Dataset content:
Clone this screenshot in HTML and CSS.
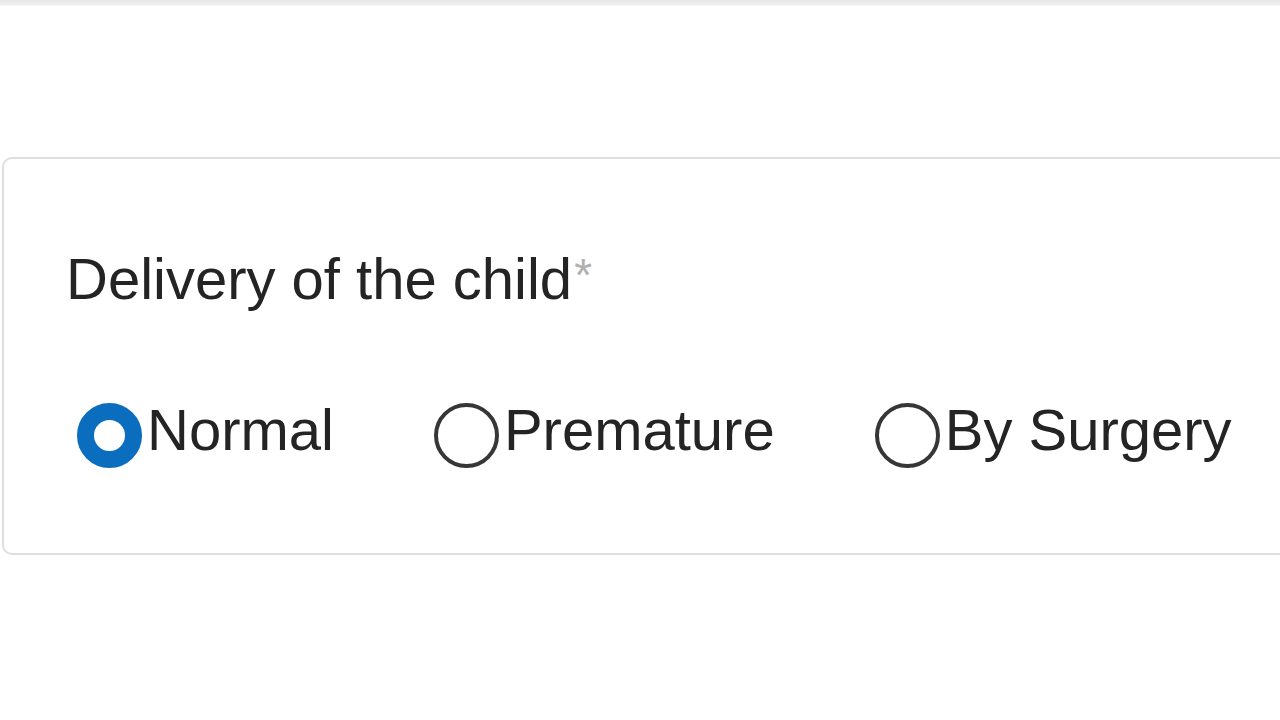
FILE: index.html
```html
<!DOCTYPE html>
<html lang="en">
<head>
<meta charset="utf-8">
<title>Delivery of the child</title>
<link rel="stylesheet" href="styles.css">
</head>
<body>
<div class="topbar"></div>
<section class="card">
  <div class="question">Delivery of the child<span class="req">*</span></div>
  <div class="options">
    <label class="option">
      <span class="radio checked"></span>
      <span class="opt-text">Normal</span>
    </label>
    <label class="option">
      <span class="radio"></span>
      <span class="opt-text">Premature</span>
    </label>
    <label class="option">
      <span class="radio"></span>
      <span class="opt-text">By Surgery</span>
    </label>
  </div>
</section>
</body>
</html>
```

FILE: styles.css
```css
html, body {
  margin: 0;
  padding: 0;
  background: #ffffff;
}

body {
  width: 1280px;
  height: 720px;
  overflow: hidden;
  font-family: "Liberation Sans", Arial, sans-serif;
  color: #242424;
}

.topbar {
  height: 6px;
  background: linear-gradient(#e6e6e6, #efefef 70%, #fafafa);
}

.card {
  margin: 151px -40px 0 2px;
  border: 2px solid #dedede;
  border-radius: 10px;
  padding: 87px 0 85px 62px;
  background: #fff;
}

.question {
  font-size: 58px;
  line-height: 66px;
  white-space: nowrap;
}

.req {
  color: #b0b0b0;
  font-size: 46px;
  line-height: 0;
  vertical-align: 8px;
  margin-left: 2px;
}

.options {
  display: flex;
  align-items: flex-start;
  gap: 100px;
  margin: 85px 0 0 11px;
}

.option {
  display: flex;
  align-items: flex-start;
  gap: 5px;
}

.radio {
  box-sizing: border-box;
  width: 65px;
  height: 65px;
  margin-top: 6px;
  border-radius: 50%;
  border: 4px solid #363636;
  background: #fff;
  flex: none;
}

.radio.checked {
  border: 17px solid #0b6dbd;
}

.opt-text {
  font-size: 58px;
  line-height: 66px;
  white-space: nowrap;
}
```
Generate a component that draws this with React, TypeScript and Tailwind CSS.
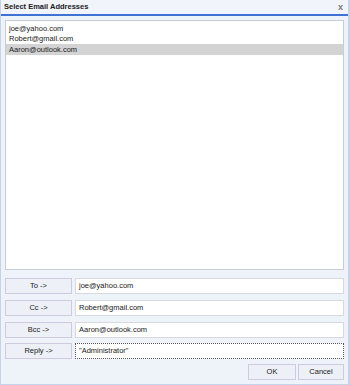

Instructions to follow: Make an exact copy of the data, leaving its pictures out.

Task response:
Clone this screenshot in HTML and CSS.
FILE: index.html
```html
<!DOCTYPE html>
<html lang="en">
<head>
<meta charset="utf-8">
<title>Delivery of the child</title>
<link rel="stylesheet" href="styles.css">
</head>
<body>
<div class="topbar"></div>
<section class="card">
  <div class="question">Delivery of the child<span class="req">*</span></div>
  <div class="options">
    <label class="option">
      <span class="radio checked"></span>
      <span class="opt-text">Normal</span>
    </label>
    <label class="option">
      <span class="radio"></span>
      <span class="opt-text">Premature</span>
    </label>
    <label class="option">
      <span class="radio"></span>
      <span class="opt-text">By Surgery</span>
    </label>
  </div>
</section>
</body>
</html>
```

FILE: styles.css
```css
html, body {
  margin: 0;
  padding: 0;
  background: #ffffff;
}

body {
  width: 1280px;
  height: 720px;
  overflow: hidden;
  font-family: "Liberation Sans", Arial, sans-serif;
  color: #242424;
}

.topbar {
  height: 6px;
  background: linear-gradient(#e6e6e6, #efefef 70%, #fafafa);
}

.card {
  margin: 151px -40px 0 2px;
  border: 2px solid #dedede;
  border-radius: 10px;
  padding: 87px 0 85px 62px;
  background: #fff;
}

.question {
  font-size: 58px;
  line-height: 66px;
  white-space: nowrap;
}

.req {
  color: #b0b0b0;
  font-size: 46px;
  line-height: 0;
  vertical-align: 8px;
  margin-left: 2px;
}

.options {
  display: flex;
  align-items: flex-start;
  gap: 100px;
  margin: 85px 0 0 11px;
}

.option {
  display: flex;
  align-items: flex-start;
  gap: 5px;
}

.radio {
  box-sizing: border-box;
  width: 65px;
  height: 65px;
  margin-top: 6px;
  border-radius: 50%;
  border: 4px solid #363636;
  background: #fff;
  flex: none;
}

.radio.checked {
  border: 17px solid #0b6dbd;
}

.opt-text {
  font-size: 58px;
  line-height: 66px;
  white-space: nowrap;
}
```
Generate a component that draws this with React, TypeScript and Tailwind CSS.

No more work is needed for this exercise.